Tous les mardis soir, une ambulance de l’Ordre de Malte France sillonne les Hauts-de-Seine et passe par la Défense, en partenariat avec le "115" et l’Ordre des médecins. "Nous avons inventé le Samu social médicalisé, car les SDF ont souvent de gros problèmes médicaux – neurologiques, neuropsychiatriques, dermatologiques… –, aggravés par l’alcool et la drogue", explique le Dr Guy Lessieux, responsable précarité solidarité de l’association dans le département. Mardi dernier, une femme médecin, une infirmière et un conducteur – tous bénévoles – cherchaient "Miaou", un quadragénaire amputé des deux jambes et trachéotomisé, qui préfère errer en fauteuil roulant dans le quartier d’affaires plutôt qu’être hébergé en foyer. "Les maraudes sont difficiles et dangereuses à la Défense, il y a beaucoup de violence", ajoute le Dr Lessieux.
Beaucoup se cachentdans des endroits inaccessibles
Même constat à la Croix-Rouge française, qui organise des maraudes tous les soirs en partance de l’hôpital de Nanterre. Des techniciens d’intervention d’urgence sociale – salariés – sont chargés de "tisser un lien" avec les SDF, en leur offrant une soupe, un café, une boîte de conserve ou un kit hygiène. Objectif: les sortir de la rue. "Un travail de longue haleine", précise Evelyne Roy, responsable du Samu social de la Croix-Rouge 92. Lionel, assistant social, et Amin, éducateur spécialisé, arpentent les entrailles de la Défense à bord de leur camionnette. "Les tensions sont plus fréquentes qu’ailleurs. Beaucoup se cachent dans des endroits inaccessibles. Et on a du mal à se repérer dans ce gruyère. On a demandé un plan du sous-sol à l’Epad : on attend toujours"
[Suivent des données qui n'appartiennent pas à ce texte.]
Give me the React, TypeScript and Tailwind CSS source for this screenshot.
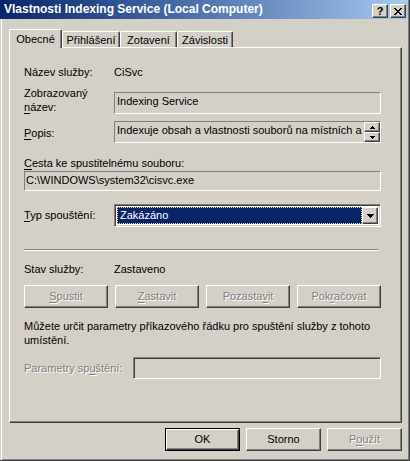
import type { ReactNode } from "react";

const raised =
  "bg-[#d4d0c8] border border-t-white border-l-white border-r-[#404040] border-b-[#404040] shadow-[inset_-1px_-1px_#808080]";
const staticEdge = "border border-t-[#808080] border-l-[#808080] border-r-white border-b-white";
const sunken =
  "border border-t-[#808080] border-l-[#808080] border-r-white border-b-white shadow-[inset_1px_1px_#404040,inset_-1px_-1px_#d4d0c8]";
const disabledText = "text-[#808080] [text-shadow:1px_1px_0_#fff]";

const U = ({ children }: { children: ReactNode }) => (
  <span className="underline underline-offset-[2px]">{children}</span>
);

const Arrow = ({ up = false, small = false }: { up?: boolean; small?: boolean }) => (
  <svg width={small ? 5 : 7} height={small ? 3 : 4} viewBox={small ? "0 0 5 3" : "0 0 7 4"}>
    {small ? (
      <path d={up ? "M2 0h1v1h1v1h1v1H0V2h1V1h1z" : "M0 0h5v1H4v1H3v1H2V2H1V1H0z"} fill="#000" />
    ) : (
      <path d={up ? "M3 0h1v1h1v1h1v1h1v1H0V3h1V2h1V1h1z" : "M0 0h7v1H6v1H5v1H4v1H3V3H2V2H1V1H0z"} fill="#000" />
    )}
  </svg>
);

const Button = ({ children, disabled = false, isDefault = false, className = "" }: { children: ReactNode; disabled?: boolean; isDefault?: boolean; className?: string }) => (
  <div className={`${isDefault ? "border border-black" : ""} ${className}`}>
    <div className={`${raised} h-full flex items-center justify-center ${disabled ? disabledText : ""}`}>{children}</div>
  </div>
);

const Tab = ({ label, active = false, w }: { label: string; active?: boolean; w: string }) =>
  active ? (
    <div className={`${w} h-[19px] relative z-10 bg-[#d4d0c8] border-l border-t border-white border-r border-r-[#404040] shadow-[inset_-1px_0_#808080] rounded-t-[2px] flex items-center justify-center`}>
      {label}
    </div>
  ) : (
    <div className={`${w} h-[16px] mb-px bg-[#d4d0c8] border-l border-t border-white border-r border-r-[#404040] shadow-[inset_-1px_0_#808080] rounded-t-[2px] flex items-center justify-center pt-px`}>
      {label}
    </div>
  );

export default function App() {
  return (
    <div className="w-[410px] h-[461px] bg-[#d4d0c8] border-r border-b border-[#404040] shadow-[inset_1px_0_#d4d0c8,inset_2px_0_#fff,inset_-1px_-1px_#808080] font-['Liberation_Sans',Arial,sans-serif] text-[11px] leading-[13px] text-black flex flex-col select-none">
      {/* Title bar */}
      <div className="h-[19px] mr-px bg-linear-to-r from-[#0a246a] to-[#a6caf0] flex items-start pl-[4px] pr-[2px]">
        <div className="flex-1 mt-[3px] text-white font-bold text-[12px] leading-[13px] whitespace-nowrap">
          Vlastnosti Indexing Service (Local Computer)
        </div>
        <div className="flex gap-[2px] mt-[4px]">
          <div className={`${raised} w-[16px] h-[14px] flex items-center justify-center font-bold text-[11px] leading-none`}>?</div>
          <div className={`${raised} w-[16px] h-[14px] flex items-center justify-center`}>
            <svg width="8" height="7" viewBox="0 0 8 7">
              <path d="M0 0h2v1h1v1h2V1h1V0h2v1H7v1H6v1H5v1h1v1h1v1h1v1H6V6H5V5H3v1H2v1H0V6h1V5h1V4h1V3H2V2H1V1H0z" fill="#000" />
            </svg>
          </div>
        </div>
      </div>

      {/* Body */}
      <div className="flex-1 flex flex-col pl-[9px] pr-[7px] pt-[10px]">
        <div className="h-[19px] flex items-end">
          <Tab label="Obecné" active w="w-[53px]" />
          <Tab label="Přihlášení" w="w-[58px]" />
          <Tab label="Zotavení" w="w-[57px]" />
          <Tab label="Závislosti" w="w-[56px]" />
        </div>

        <div className="-mt-px h-[376px] border-l border-t border-white border-r border-b border-r-[#404040] border-b-[#404040] shadow-[inset_-1px_-1px_#808080] flex flex-col pl-[14px] pt-[13px]">
          <div className="h-[22px] flex items-center">
            <div className="w-[90px]">Název služby:</div>
            <div>CiSvc</div>
          </div>

          <div className="mt-[9px] h-[22px] flex items-start">
            <div className="w-[90px] -mt-[6px] leading-[14px]">
              Zobrazovaný
              <br />
              <U>n</U>ázev:
            </div>
            <div className={`${staticEdge} w-[267px] h-[22px] pl-[2px] pt-[2px]`}>Indexing Service</div>
          </div>

          <div className="mt-[7px] h-[22px] flex items-center">
            <div className="w-[90px] pt-[2px]">
              <U>P</U>opis:
            </div>
            <div className={`${staticEdge} w-[267px] h-[22px] flex`}>
              <div className="flex-1 pl-[2px] pt-[2px] whitespace-nowrap overflow-hidden">
                Indexuje obsah a vlastnosti souborů na místních a
              </div>
              <div className="w-[16px] flex flex-col">
                <div className={`${raised} h-[10px] flex items-center justify-center`}>
                  <Arrow up small />
                </div>
                <div className={`${raised} h-[10px] flex items-center justify-center`}>
                  <Arrow small />
                </div>
              </div>
            </div>
          </div>

          <div className="mt-[13px] h-[14px] leading-[14px]">
            <U>C</U>esta ke spustitelnému souboru:
          </div>
          <div className={`${staticEdge} mt-px w-[357px] h-[20px] pl-[1px] pt-[2px]`}>C:\WINDOWS\system32\cisvc.exe</div>

          <div className="mt-[13px] h-[23px] flex items-center">
            <div className="w-[90px]">
              <U>T</U>yp spouštění:
            </div>
            <div className={`${sunken} w-[267px] h-[23px] bg-white p-[2px] flex`}>
              <div className="flex-1 bg-[#0a246a] border border-dotted border-[#e8e4a0] text-white pl-[2px] flex items-center">Zakázáno</div>
              <div className={`${raised} w-[16px] flex items-center justify-center`}>
                <Arrow />
              </div>
            </div>
          </div>

          <div className="mt-[22px] w-[354px] h-[2px] border-t border-[#808080] border-b border-b-white" />

          <div className="mt-[11px] h-[14px] flex items-center">
            <div className="w-[90px]">Stav služby:</div>
            <div>Zastaveno</div>
          </div>

          <div className="mt-[9px] w-[357px] h-[23px] grid grid-cols-4 gap-[7px]">
            <Button disabled>
              <U>S</U>pustit
            </Button>
            <Button disabled>
              <U>Z</U>astavit
            </Button>
            <Button disabled>
              Pozasta<U>v</U>it
            </Button>
            <Button disabled>
              Pok<U>r</U>ačovat
            </Button>
          </div>

          <div className="mt-[11px] leading-[14px]">
            Můžete určit parametry příkazového řádku pro spuštění služby z tohoto
            <br />
            umístění.
          </div>

          <div className="mt-[10px] h-[22px] flex items-center">
            <div className={`w-[109px] ${disabledText}`}>
              Parametry sp<U>u</U>štění:
            </div>
            <div className={`${sunken} w-[248px] h-[22px]`} />
          </div>
        </div>

        <div className="mt-[5px] flex justify-end gap-[6px]">
          <Button isDefault className="w-[75px] h-[23px]">
            OK
          </Button>
          <Button className="w-[75px] h-[23px]">Storno</Button>
          <Button disabled className="w-[75px] h-[23px]">
            P<U>o</U>užít
          </Button>
        </div>
      </div>
    </div>
  );
}
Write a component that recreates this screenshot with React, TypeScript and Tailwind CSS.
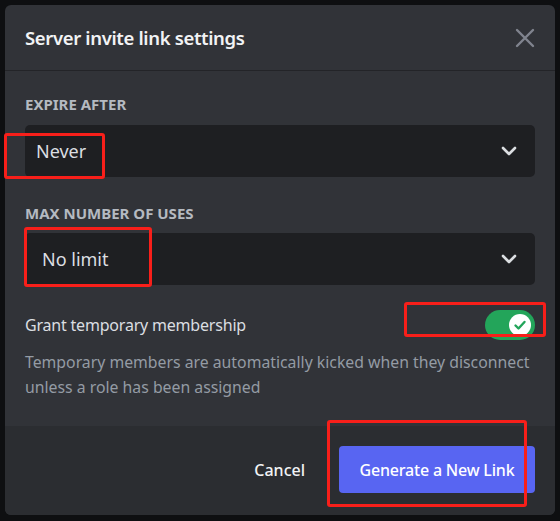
import React from 'react'

const font = { fontFamily: '"Noto Sans", "Open Sans", Arial, sans-serif' }

const Chevron = () => (
  <svg width="16" height="10" viewBox="0 0 16 10" fill="none">
    <path d="M2 2l6 6 6-6" stroke="#dbdee1" strokeWidth="2.6" strokeLinecap="round" strokeLinejoin="round" />
  </svg>
)

const Select = ({ value, pad }: { value: string; pad: string }) => (
  <div className={`flex h-[52px] items-center justify-between rounded-[5px] bg-[#1e1f22] ${pad} pr-[18px]`}>
    <span className="text-[18px] text-[#dbdee1]">{value}</span>
    <Chevron />
  </div>
)

const RedBox = ({ className }: { className: string }) => (
  <div className={`pointer-events-none absolute rounded-[3px] border-[3px] border-[#f81f1a] ${className}`} />
)

export default function App() {
  return (
    <div className="relative h-[521px] w-[560px] overflow-hidden bg-[#0e0f11] pl-[5px] pt-[5px]" style={font}>
      <div className="flex h-[510px] w-[550px] flex-col overflow-hidden rounded-[6px] bg-[#313338]">
        {/* Header */}
        <div className="flex h-[66px] items-center justify-between border-b border-[#232428] px-5">
          <h1 className="text-[18.5px] font-semibold tracking-[-0.35px] text-[#f2f3f5]">Server invite link settings</h1>
          <svg width="20" height="20" viewBox="0 0 20 20" fill="none">
            <path d="M2 2l16 16M18 2L2 18" stroke="#80848e" strokeWidth="2.4" strokeLinecap="round" />
          </svg>
        </div>

        {/* Body */}
        <div className="flex flex-1 flex-col px-5 pt-[23px]">
          <div className="mb-[11px] h-5 text-[15px] font-bold leading-5 text-[#b5bac1]">EXPIRE AFTER</div>
          <Select value="Never" pad="pl-[11px]" />

          <div className="mb-[10px] mt-[26px] h-5 text-[15px] font-bold leading-5 text-[#b5bac1]">MAX NUMBER OF USES</div>
          <Select value="No limit" pad="pl-[17px]" />

          <div className="mt-[25px] flex h-[30px] items-center justify-between">
            <span className="text-[16px] tracking-[-0.2px] text-[#dbdee1]">Grant temporary membership</span>
            <div className="flex h-[30px] w-[50px] items-center justify-end rounded-full bg-[#23a55a] pr-[4px]">
              <div className="flex h-[22px] w-[22px] items-center justify-center rounded-full bg-white">
                <svg width="14" height="14" viewBox="0 0 14 14" fill="none">
                  <path d="M2.5 7.5l3 3 6-6.5" stroke="#23a55a" strokeWidth="2.4" strokeLinecap="round" strokeLinejoin="round" />
                </svg>
              </div>
            </div>
          </div>
          <p className="mt-[10px] text-[15.8px] leading-[25px] text-[#949ba4]">
            Temporary members are automatically kicked when they disconnect unless a role has been assigned
          </p>
        </div>

        {/* Footer */}
        <div className="flex h-[89px] items-start justify-end gap-[34px] bg-[#2b2d31] pr-5 pt-5">
          <button className="h-[47px] text-[16px] font-medium text-[#f2f3f5]">Cancel</button>
          <button className="h-[47px] w-[196px] rounded-[4px] bg-[#5865f2] text-[16px] font-medium tracking-[-0.2px] text-white">
            Generate a New Link
          </button>
        </div>
      </div>

      <RedBox className="left-[4px] top-[133px] h-[46px] w-[101px]" />
      <RedBox className="left-[24px] top-[227px] h-[60px] w-[128px]" />
      <RedBox className="left-[404px] top-[302px] h-[35px] w-[142px]" />
      <RedBox className="left-[327px] top-[420px] h-[87px] w-[200px]" />
    </div>
  )
}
Révoltés par le "contraste saisissant entre l’opulence du dessus et la misère humaine du dessous", Lionel et Amin pestent contre les "promesses électorales non tenues" – plus de SDF dans deux ans – et déplorent l’augmentation des sans-abri. Ce soir-là, ils vont servir une soupe à un quinquagénaire au visage buriné, allongé sous un écriteau "Centre d’affaires", voie des Sculpteurs. Ils s’enquièrent d’un clochard effrayé et hostile qui a trouvé refuge dans un placard à extincteur, plus loin, voie des Bâtisseurs. En contrebas du Cnit, au milieu du trafic, un junky, probablement sous acide, accepte un café avant de se montrer menaçant.
Place des Corolles, sous les tours jumelles de Cœur Défense, Didier s’installe pour la nuit sur son carton. Pourquoi a-t-il choisi de se poser ici? Parce qu’il connaît bien les lieux : il a été technicien de sécurité pour la tour Europe il n’y a pas si longtemps. Il surveillait les parkings ; maintenant, il y dort.